What changed the most from the beginning to the end of the negotiations?
The biggest change was in attitude. In the beginning, our team was very resistant to the demands, assuming that there was some ulterior motive behind these many questions. Gradually, we took a positive attitude. This is a process with which China's systems can be reformed. It was a learning process for us. We changed our attitude.

Through the negotiating process, what pleased you most?
What pleased me most was the end—when the negotiation was finished, because it took so long and there was a happy ending. We realized that we [had] done something for our country, and there was a sense of satisfaction in that.

There must have been many frustrations along the way.
Of course—it took so many years, ups and downs. And many times it looked like it could be ended, and then something unexpected happened. This kind of torturous process could be frustrating sometimes. Also, China was negotiating at the same time it was increasing in importance to the international community. The demands on the Chinese side also increased. We found that our target was moving all the time.



"The government is starting to realize that intellectual property is a matter of confidence and image."

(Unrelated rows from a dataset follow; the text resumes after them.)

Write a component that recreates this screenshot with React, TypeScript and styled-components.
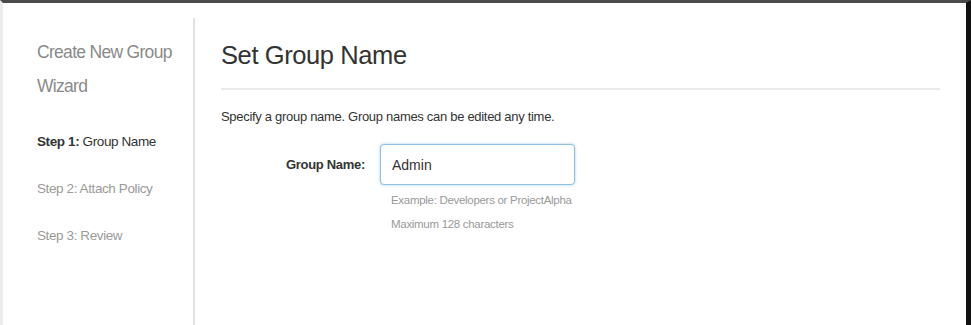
import React, { FC } from "react";
import styled, { createGlobalStyle } from "styled-components";

const GlobalStyle = createGlobalStyle`
  html, body {
    margin: 0;
    padding: 0;
    background: #fff;
  }
  body {
    font-family: "Liberation Sans", Arial, Helvetica, sans-serif;
    color: #333;
  }
`;

type Step = {
  num: number;
  label: string;
};

const steps: Step[] = [
  { num: 1, label: "Group Name" },
  { num: 2, label: "Attach Policy" },
  { num: 3, label: "Review" },
];

const App: FC = () => {
  const current = 1;
  return (
    <>
      <GlobalStyle />
      <SFrame>
        <SSidebar>
          <SWizardTitle>
            Create New Group
            <br />
            Wizard
          </SWizardTitle>
          <SStepList>
            {steps.map((s) => (
              <SStep key={s.num} $active={s.num === current}>
                <SStepNum $active={s.num === current}>Step {s.num}:</SStepNum>{" "}
                {s.label}
              </SStep>
            ))}
          </SStepList>
        </SSidebar>
        <SMain>
          <SHeading>Set Group Name</SHeading>
          <SIntro>Specify a group name. Group names can be edited any time.</SIntro>
          <SFormRow>
            <SLabel htmlFor="group-name">Group Name:</SLabel>
            <SField>
              <SInput id="group-name" defaultValue="Admin" />
              <SHint>Example: Developers or ProjectAlpha</SHint>
              <SHint>Maximum 128 characters</SHint>
            </SField>
          </SFormRow>
        </SMain>
      </SFrame>
    </>
  );
};

const SFrame = styled.div`
  box-sizing: border-box;
  width: 971px;
  height: 325px;
  display: flex;
  padding-top: 15px;
  border-top: 3px solid #4b4b4b;
  border-left: 3px solid #ececec;
  border-right: 5px solid #111;
  overflow: hidden;
`;

const SSidebar = styled.aside`
  width: 192px;
  flex-shrink: 0;
  box-sizing: border-box;
  padding: 17px 0 0 34px;
  border-right: 2px solid #e2e2e2;
`;

const SWizardTitle = styled.div`
  font-size: 17.5px;
  line-height: 34px;
  color: #8a8a8a;
  letter-spacing: -0.7px;
`;

const SStepList = styled.ul`
  list-style: none;
  margin: 29px 0 0;
  padding: 0;
  display: flex;
  flex-direction: column;
  gap: 27px;
`;

const SStep = styled.li<{ $active: boolean }>`
  font-size: 13.5px;
  line-height: 20px;
  letter-spacing: -0.4px;
  color: ${(p) => (p.$active ? "#333" : "#9a9a9a")};
`;

const SStepNum = styled.span<{ $active: boolean }>`
  font-weight: ${(p) => (p.$active ? 700 : 400)};
`;

const SMain = styled.main`
  flex: 1;
  padding: 22px 26px 0 26px;
`;

const SHeading = styled.h1`
  margin: 0;
  padding-bottom: 18px;
  border-bottom: 2px solid #e9e9e9;
  font-size: 25.5px;
  line-height: 30px;
  font-weight: 400;
  letter-spacing: -0.4px;
  color: #333;
`;

const SIntro = styled.p`
  margin: 18px 0 0;
  font-size: 13px;
  line-height: 18px;
  letter-spacing: -0.3px;
  color: #333;
`;

const SFormRow = styled.div`
  display: flex;
  align-items: flex-start;
  gap: 15px;
  margin-top: 18px;
`;

const SLabel = styled.label`
  width: 144px;
  text-align: right;
  font-size: 13px;
  font-weight: 700;
  line-height: 41px;
  letter-spacing: -0.3px;
  color: #333;
`;

const SField = styled.div`
  display: flex;
  flex-direction: column;
`;

const SInput = styled.input`
  box-sizing: border-box;
  width: 195px;
  height: 41px;
  padding: 0 11px;
  border: 1px solid #8fbfe3;
  border-radius: 4px;
  box-shadow: 0 0 3px rgba(102, 170, 220, 0.6);
  outline: none;
  font-family: "Liberation Sans", Arial, sans-serif;
  font-size: 14px;
  color: #333;
`;

const SHint = styled.div`
  padding-left: 11px;
  font-size: 11.5px;
  line-height: 24px;
  letter-spacing: -0.3px;
  color: #999;
  &:first-of-type {
    margin-top: 3px;
  }
`;

export default App;
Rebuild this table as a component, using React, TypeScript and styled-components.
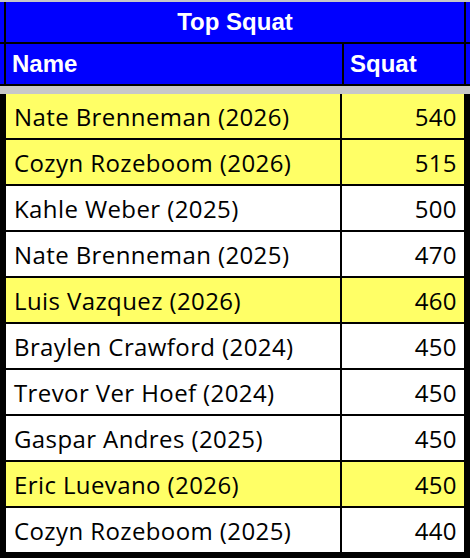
import React from 'react';
import styled, { createGlobalStyle } from 'styled-components';

type Lift = {
  name: string;
  year: number;
  squat: number;
};

const lifts: Lift[] = [
  { name: 'Nate Brenneman', year: 2026, squat: 540 },
  { name: 'Cozyn Rozeboom', year: 2026, squat: 515 },
  { name: 'Kahle Weber', year: 2025, squat: 500 },
  { name: 'Nate Brenneman', year: 2025, squat: 470 },
  { name: 'Luis Vazquez', year: 2026, squat: 460 },
  { name: 'Braylen Crawford', year: 2024, squat: 450 },
  { name: 'Trevor Ver Hoef', year: 2024, squat: 450 },
  { name: 'Gaspar Andres', year: 2025, squat: 450 },
  { name: 'Eric Luevano', year: 2026, squat: 450 },
  { name: 'Cozyn Rozeboom', year: 2025, squat: 440 },
];

// current class gets the yellow highlight
const HIGHLIGHT_YEAR = 2026;

const GlobalStyle = createGlobalStyle`
  body {
    margin: 0;
    background: #c8c8c8;
  }
`;

const Sheet = styled.div`
  width: 470px;
  padding-top: 2px;
`;

const HeaderRow = styled.div`
  display: flex;
  height: 40px;
  padding: 0 4px;
  background: #0000ff;
  border-bottom: 2px solid #000;
`;

const HeaderCell = styled.div<{ width?: number; center?: boolean; last?: boolean }>`
  display: flex;
  align-items: center;
  justify-content: ${({ center }) => (center ? 'center' : 'flex-start')};
  flex: ${({ width }) => (width ? `0 0 ${width}px` : '1')};
  padding: 0 6px;
  border-left: 2px solid #000;
  border-right: ${({ last }) => (last ? '2px solid #000' : 'none')};
  color: #fff;
  font-family: 'Liberation Sans', Arial, sans-serif;
  font-weight: 700;
  font-size: 24px;
  box-sizing: border-box;
`;

const Body = styled.div`
  margin-top: 8px;
  border-left: 6px solid #000;
  border-right: 6px solid #000;
  border-bottom: 6px solid #000;
`;

const Row = styled.div<{ highlight?: boolean }>`
  display: flex;
  height: 44px;
  background: ${({ highlight }) => (highlight ? '#ffff66' : '#fff')};
  border-bottom: 2px solid #000;
`;

const NameCell = styled.div`
  display: flex;
  align-items: center;
  flex: 0 0 336px;
  padding-left: 8px;
  box-sizing: border-box;
  border-right: 2px solid #000;
  font-family: 'Open Sans', 'Noto Sans', sans-serif;
  font-size: 24px;
  letter-spacing: 0.4px;
  color: #000;
`;

const ValueCell = styled.div`
  display: flex;
  align-items: center;
  justify-content: flex-end;
  flex: 1;
  padding-right: 7px;
  font-family: 'Open Sans', 'Noto Sans', sans-serif;
  font-size: 24px;
  letter-spacing: 0.4px;
  color: #000;
`;

const App: React.FC = () => (
  <>
    <GlobalStyle />
    <Sheet>
      <HeaderRow>
        <HeaderCell center last>
          Top Squat
        </HeaderCell>
      </HeaderRow>
      <HeaderRow>
        <HeaderCell width={338}>Name</HeaderCell>
        <HeaderCell width={124} last>
          Squat
        </HeaderCell>
      </HeaderRow>
      <Body>
        {lifts.map((l, i) => (
          <Row key={i} highlight={l.year === HIGHLIGHT_YEAR}>
            <NameCell>
              {l.name} ({l.year})
            </NameCell>
            <ValueCell>{l.squat}</ValueCell>
          </Row>
        ))}
      </Body>
    </Sheet>
  </>
);

export default App;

A very basic issue through the negotiations was: Is China a market economy? Five years since the end of the negotiations, what would you say is the answer to this question?
I think China basically is a market economy. From an international point of view, there is no unanimous standard for what is a market economy. Everybody thinks that the United States is a market economy. Then if you look at farm subsidies—is this a market economy practice? Of course not—it distorts the price mechanism in the market. But you cannot say that because of its huge farm subsidies, the US is not a market economy. Every country, for one reason or another, is not perfect in its practice of a market economy. China still has a lot of room to deepen its economic reform.